Data block –
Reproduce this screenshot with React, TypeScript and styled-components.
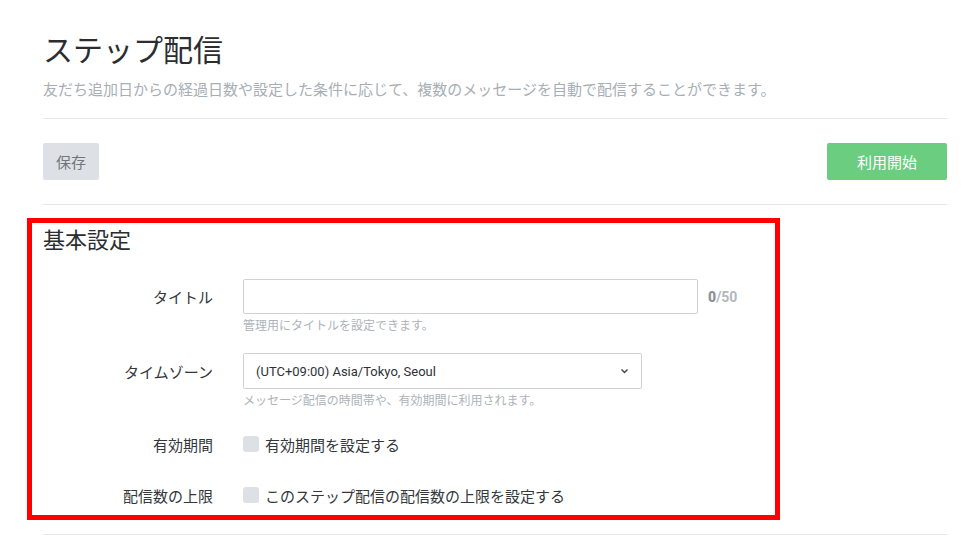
import React from "react";
import styled, { createGlobalStyle } from "styled-components";

const GlobalStyle = createGlobalStyle`
  html, body {
    margin: 0;
    padding: 0;
    background: #fff;
  }
  body {
    font-family: Roboto, "Noto Sans CJK JP", sans-serif;
    color: #2f3236;
  }
  * {
    box-sizing: border-box;
  }
`;

const Page = styled.div`
  width: 972px;
  padding: 33px 25px 0 43px;
`;

const Header = styled.header`
  padding-bottom: 18px;
  border-bottom: 1px solid #e6e7e9;
`;

const Title = styled.h1`
  margin: 0;
  font-size: 30px;
  line-height: 36px;
  font-weight: 400;
  color: #2b2d30;
`;

const Lead = styled.p`
  margin: 11px 0 0;
  font-size: 15px;
  line-height: 20px;
  color: #a7aeb5;
`;

const Toolbar = styled.div`
  display: flex;
  justify-content: space-between;
  align-items: center;
  padding: 24px 0;
  border-bottom: 1px solid #e6e7e9;
`;

const Button = styled.button<{ $primary?: boolean }>`
  height: 37px;
  padding: 0 ${(p) => (p.$primary ? "30px" : "13px")};
  min-width: ${(p) => (p.$primary ? "120px" : "56px")};
  border: none;
  border-radius: 2px;
  font-family: inherit;
  font-size: 15px;
  background: ${(p) => (p.$primary ? "#6bcd7f" : "#dde1e5")};
  color: ${(p) => (p.$primary ? "#ffffff" : "#70767c")};
`;

const Highlight = styled.section`
  width: 753px;
  margin: 13px 0 0 -16px;
  padding: 4px 11px 8px;
  border: 5px solid #ff0000;
`;

const SectionTitle = styled.h2`
  margin: 0 0 24px;
  font-size: 22px;
  line-height: 28px;
  font-weight: 400;
  color: #2b2d30;
`;

const Form = styled.div`
  display: flex;
  flex-direction: column;
`;

const Row = styled.div<{ $gap: number }>`
  display: grid;
  grid-template-columns: 170px 1fr;
  column-gap: 30px;
  margin-top: ${(p) => p.$gap}px;
`;

const Label = styled.div<{ $h: number }>`
  height: ${(p) => p.$h}px;
  display: flex;
  align-items: center;
  justify-content: flex-end;
  font-size: 15px;
  color: #34373b;
`;

const Field = styled.div`
  display: flex;
  flex-direction: column;
`;

const Inline = styled.div`
  display: flex;
  align-items: center;
`;

const TextInput = styled.input`
  width: 455px;
  height: 35px;
  border: 1px solid #cfd3d7;
  border-radius: 2px;
  padding: 0 12px;
  font-family: inherit;
  font-size: 13px;
  outline: none;
`;

const Counter = styled.span`
  margin-left: 10px;
  font-size: 14px;
  font-weight: 700;
  color: #b3b8bd;
  b {
    color: #8c9298;
  }
`;

const Help = styled.div`
  margin-top: 4px;
  font-size: 12px;
  line-height: 16px;
  color: #adb3b9;
`;

const Select = styled.div`
  width: 399px;
  height: 36px;
  border: 1px solid #cfd3d7;
  border-radius: 2px;
  padding: 0 12px;
  display: flex;
  align-items: center;
  justify-content: space-between;
  font-size: 13px;
  color: #2f3236;
`;

const CheckRow = styled.label`
  display: flex;
  align-items: center;
  gap: 6px;
  height: 24px;
  font-size: 15px;
  color: #34373b;
`;

const Box = styled.span`
  width: 16px;
  height: 16px;
  border-radius: 3px;
  background: #dde1e5;
`;

const Divider = styled.div`
  margin-top: 14px;
  border-top: 1px solid #e6e7e9;
`;

const Chevron = () => (
  <svg width="9" height="6" viewBox="0 0 9 6" fill="none">
    <path d="M1.5 1.5 L4.5 4.5 L7.5 1.5" stroke="#444" strokeWidth="1.4" />
  </svg>
);

export default function App() {
  return (
    <>
      <GlobalStyle />
      <Page>
        <Header>
          <Title>ステップ配信</Title>
          <Lead>
            友だち追加日からの経過日数や設定した条件に応じて、複数のメッセージを自動で配信することができます。
          </Lead>
        </Header>
        <Toolbar>
          <Button>保存</Button>
          <Button $primary>利用開始</Button>
        </Toolbar>
        <Highlight>
          <SectionTitle>基本設定</SectionTitle>
          <Form>
            <Row $gap={0}>
              <Label $h={35}>タイトル</Label>
              <Field>
                <Inline>
                  <TextInput type="text" />
                  <Counter>
                    <b>0</b>/50
                  </Counter>
                </Inline>
                <Help>管理用にタイトルを設定できます。</Help>
              </Field>
            </Row>
            <Row $gap={19}>
              <Label $h={36}>タイムゾーン</Label>
              <Field>
                <Select>
                  <span>(UTC+09:00) Asia/Tokyo, Seoul</span>
                  <Chevron />
                </Select>
                <Help>メッセージ配信の時間帯や、有効期間に利用されます。</Help>
              </Field>
            </Row>
            <Row $gap={23}>
              <Label $h={24}>有効期間</Label>
              <CheckRow>
                <Box />
                有効期間を設定する
              </CheckRow>
            </Row>
            <Row $gap={27}>
              <Label $h={24}>配信数の上限</Label>
              <CheckRow>
                <Box />
                このステップ配信の配信数の上限を設定する
              </CheckRow>
            </Row>
          </Form>
        </Highlight>
        <Divider />
      </Page>
    </>
  );
}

The exercise –
Reproduce the full listing above verbatim, with no pictures included.

Answer in full –
Reproduce this screenshot with React, TypeScript and styled-components.
import React from "react";
import styled, { createGlobalStyle } from "styled-components";

const GlobalStyle = createGlobalStyle`
  html, body {
    margin: 0;
    padding: 0;
    background: #fff;
  }
  body {
    font-family: Roboto, "Noto Sans CJK JP", sans-serif;
    color: #2f3236;
  }
  * {
    box-sizing: border-box;
  }
`;

const Page = styled.div`
  width: 972px;
  padding: 33px 25px 0 43px;
`;

const Header = styled.header`
  padding-bottom: 18px;
  border-bottom: 1px solid #e6e7e9;
`;

const Title = styled.h1`
  margin: 0;
  font-size: 30px;
  line-height: 36px;
  font-weight: 400;
  color: #2b2d30;
`;

const Lead = styled.p`
  margin: 11px 0 0;
  font-size: 15px;
  line-height: 20px;
  color: #a7aeb5;
`;

const Toolbar = styled.div`
  display: flex;
  justify-content: space-between;
  align-items: center;
  padding: 24px 0;
  border-bottom: 1px solid #e6e7e9;
`;

const Button = styled.button<{ $primary?: boolean }>`
  height: 37px;
  padding: 0 ${(p) => (p.$primary ? "30px" : "13px")};
  min-width: ${(p) => (p.$primary ? "120px" : "56px")};
  border: none;
  border-radius: 2px;
  font-family: inherit;
  font-size: 15px;
  background: ${(p) => (p.$primary ? "#6bcd7f" : "#dde1e5")};
  color: ${(p) => (p.$primary ? "#ffffff" : "#70767c")};
`;

const Highlight = styled.section`
  width: 753px;
  margin: 13px 0 0 -16px;
  padding: 4px 11px 8px;
  border: 5px solid #ff0000;
`;

const SectionTitle = styled.h2`
  margin: 0 0 24px;
  font-size: 22px;
  line-height: 28px;
  font-weight: 400;
  color: #2b2d30;
`;

const Form = styled.div`
  display: flex;
  flex-direction: column;
`;

const Row = styled.div<{ $gap: number }>`
  display: grid;
  grid-template-columns: 170px 1fr;
  column-gap: 30px;
  margin-top: ${(p) => p.$gap}px;
`;

const Label = styled.div<{ $h: number }>`
  height: ${(p) => p.$h}px;
  display: flex;
  align-items: center;
  justify-content: flex-end;
  font-size: 15px;
  color: #34373b;
`;

const Field = styled.div`
  display: flex;
  flex-direction: column;
`;

const Inline = styled.div`
  display: flex;
  align-items: center;
`;

const TextInput = styled.input`
  width: 455px;
  height: 35px;
  border: 1px solid #cfd3d7;
  border-radius: 2px;
  padding: 0 12px;
  font-family: inherit;
  font-size: 13px;
  outline: none;
`;

const Counter = styled.span`
  margin-left: 10px;
  font-size: 14px;
  font-weight: 700;
  color: #b3b8bd;
  b {
    color: #8c9298;
  }
`;

const Help = styled.div`
  margin-top: 4px;
  font-size: 12px;
  line-height: 16px;
  color: #adb3b9;
`;

const Select = styled.div`
  width: 399px;
  height: 36px;
  border: 1px solid #cfd3d7;
  border-radius: 2px;
  padding: 0 12px;
  display: flex;
  align-items: center;
  justify-content: space-between;
  font-size: 13px;
  color: #2f3236;
`;

const CheckRow = styled.label`
  display: flex;
  align-items: center;
  gap: 6px;
  height: 24px;
  font-size: 15px;
  color: #34373b;
`;

const Box = styled.span`
  width: 16px;
  height: 16px;
  border-radius: 3px;
  background: #dde1e5;
`;

const Divider = styled.div`
  margin-top: 14px;
  border-top: 1px solid #e6e7e9;
`;

const Chevron = () => (
  <svg width="9" height="6" viewBox="0 0 9 6" fill="none">
    <path d="M1.5 1.5 L4.5 4.5 L7.5 1.5" stroke="#444" strokeWidth="1.4" />
  </svg>
);

export default function App() {
  return (
    <>
      <GlobalStyle />
      <Page>
        <Header>
          <Title>ステップ配信</Title>
          <Lead>
            友だち追加日からの経過日数や設定した条件に応じて、複数のメッセージを自動で配信することができます。
          </Lead>
        </Header>
        <Toolbar>
          <Button>保存</Button>
          <Button $primary>利用開始</Button>
        </Toolbar>
        <Highlight>
          <SectionTitle>基本設定</SectionTitle>
          <Form>
            <Row $gap={0}>
              <Label $h={35}>タイトル</Label>
              <Field>
                <Inline>
                  <TextInput type="text" />
                  <Counter>
                    <b>0</b>/50
                  </Counter>
                </Inline>
                <Help>管理用にタイトルを設定できます。</Help>
              </Field>
            </Row>
            <Row $gap={19}>
              <Label $h={36}>タイムゾーン</Label>
              <Field>
                <Select>
                  <span>(UTC+09:00) Asia/Tokyo, Seoul</span>
                  <Chevron />
                </Select>
                <Help>メッセージ配信の時間帯や、有効期間に利用されます。</Help>
              </Field>
            </Row>
            <Row $gap={23}>
              <Label $h={24}>有効期間</Label>
              <CheckRow>
                <Box />
                有効期間を設定する
              </CheckRow>
            </Row>
            <Row $gap={27}>
              <Label $h={24}>配信数の上限</Label>
              <CheckRow>
                <Box />
                このステップ配信の配信数の上限を設定する
              </CheckRow>
            </Row>
          </Form>
        </Highlight>
        <Divider />
      </Page>
    </>
  );
}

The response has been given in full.